Many of them have a Jewish father and are considered zera yisrael (of Jewish descent), and therefore subject to simpler and swifter conversion procedures.

Yet, after presenting breakthrough legislation, the so-called Tzohar Law, that would have helped solve this problem by moving conversion from the anti-conversion central conversion authority to religious courts in various cities, the current government is nullifying this legislation. There is no precedent in Jewish history for a central conversion authority. Conversion, from the time of Hillel and Shamai, was a local decision subject to the local beit din and did not require approval of the Sanhedrin. The Tzohar Law is consistent with both Jewish law and Jewish practice from time immemorial. However, the haredi (ultra- Orthodox) religious establishment has been doing whatever it can to block conversion, creating an environment of frustration and disconnection – from both the State and the Jewish people – of 100,000 citizens who want to be formally part of the Jewish people. Rather than making every effort to make this community part of the “we,” every effort is being made to make this community part of the “other.”

Second, both large and small companies are complaining of a shortage of R&D employees and the risk this poses to Israeli hi tech and industry generally, but well-educated haredim remain unemployed. And it is not just haredim – a manager of a leading R&D center in Israel told me that his data show only 150 Druse engineers employed in large hi-tech companies. Today, close to 20% of the graduates at the Technion come from the Arab community, but I can count on one hand the number of senior start-up executives that I have met from the Arab community in the course of 21 years in the tech industry. They too are part of the “other” and have no place in the hi-tech community.

Third, a horrible expression has cropped up that I believe can be traced to the religious Zionist movement: hatzibbur shelanu (our public), referring only to national religious Jews. As a religious Zionist, I made aliya to the national homeland of all the Jewish people. When did hatzibbur shelanu become only Jews with a crocheted kippa, and not the Jewish people as a whole – or for that matter all Israelis? Finally, and maybe the most glaring example, is Prime Minister Benjamin Netanyahu’s playing the race card to get out the vote by highlighting the percentage vote of Arab citizens. What can be more antithetical to Jabotinsky’s vision of the State of Israel than fear-mongering against a minority? All these stories trace back to a common theme: self-imposed ghettoization to exclude the “other.” Whether at home, at work or in the synagogue, we are forcing ourselves into ghettos comprised only of people who look like us, think like us, have the same culture and the same level of religiosity.

In Israel, we are afraid of the other, of those that are different than us.

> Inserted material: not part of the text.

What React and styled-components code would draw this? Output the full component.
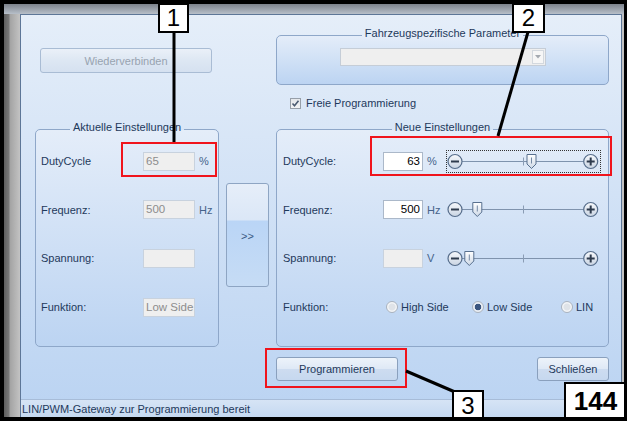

In order for us to get out of the self-ghettoization, we have to move away from fear of the “other,” to the acceptance and inclusion of the “other.” Instead of seeing the varied cultures and backgrounds in Israel as a risk, we have to see our varied cultures and backgrounds as an opportunity.

Being “different” should not be viewed as something to fear, but something to desire.

It will make our home lives richer, our work lives richer and most importantly, it will bring us back from the slippery slope of being the “State of hatzibbur shelanu” to being the Jewish and democratic state that Jabotinsky and the declaration of the State of Israel contemplated. ■ The writer is the managing partner of an Israeli private equity firm and is a board member of several non-profits.